Абсолютная монополия найма, подобная той, которая возникает в полностью социалистическом государстве, где единственный работодатель и собственник всех средств производства – правительство, дает неограниченные возможности для принуждения. В свое время Лев Троцкий сделал открытие: «В стране, где единственным работодателем является государство, эта мера [не давать работы оппозиционерам] означает медленную голодную смерть. Старый принцип: кто не работает, тот не ест, заменен новым: кто не повинуется, тот не ест»[220].
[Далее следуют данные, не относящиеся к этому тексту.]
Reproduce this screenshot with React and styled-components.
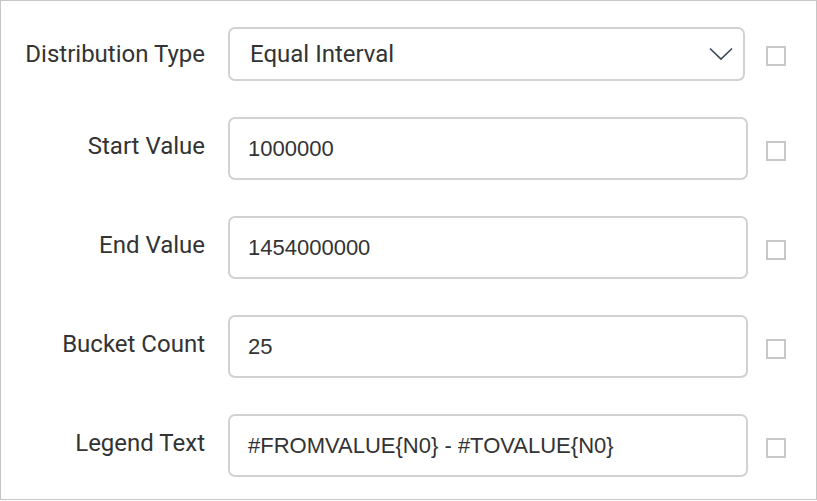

За исключением подобных случаев монополии на жизненно важные услуги, простая возможность отказать в получении выгоды не порождает принуждения. Использование такой власти каким-либо человеком действительно может изменить социальный ландшафт, к которому я приспособил свои планы, и заставить меня пересмотреть все прежние решения, возможно, даже перестроить всю свою жизнь и побеспокоиться о многих вещах, которые я прежде воспринимал как данность. Но хотя вставшие передо мною альтернативы могут быть до обидного малочисленны и рискованны, а мои новые планы будут всего лишь паллиативом, тем не менее мои действия не подчинены чужой воле. Я могу действовать под очень большим давлением, но нельзя сказать, что меня принуждают. Даже если угроза голода для меня и моей семьи заставляет меня пойти на малоприятную работу за очень низкую плату, даже если я оказываюсь «во власти» единственного человека, готового дать мне работу, меня не принуждает он или кто-то еще. До тех пор пока действие, поставившее меня в затруднительное положение, не имеет целью заставить меня сделать или не сделать что-то определенное, до тех пор пока причиняющее мне вред действие не направлено на то, чтобы принудить меня служить целям другого человека, оно влияет на мою свободу не больше, чем любое стихийное бедствие, вроде пожара или наводнения, уничтожающего мой дом, или несчастный случай, наносящий ущерб моему здоровью.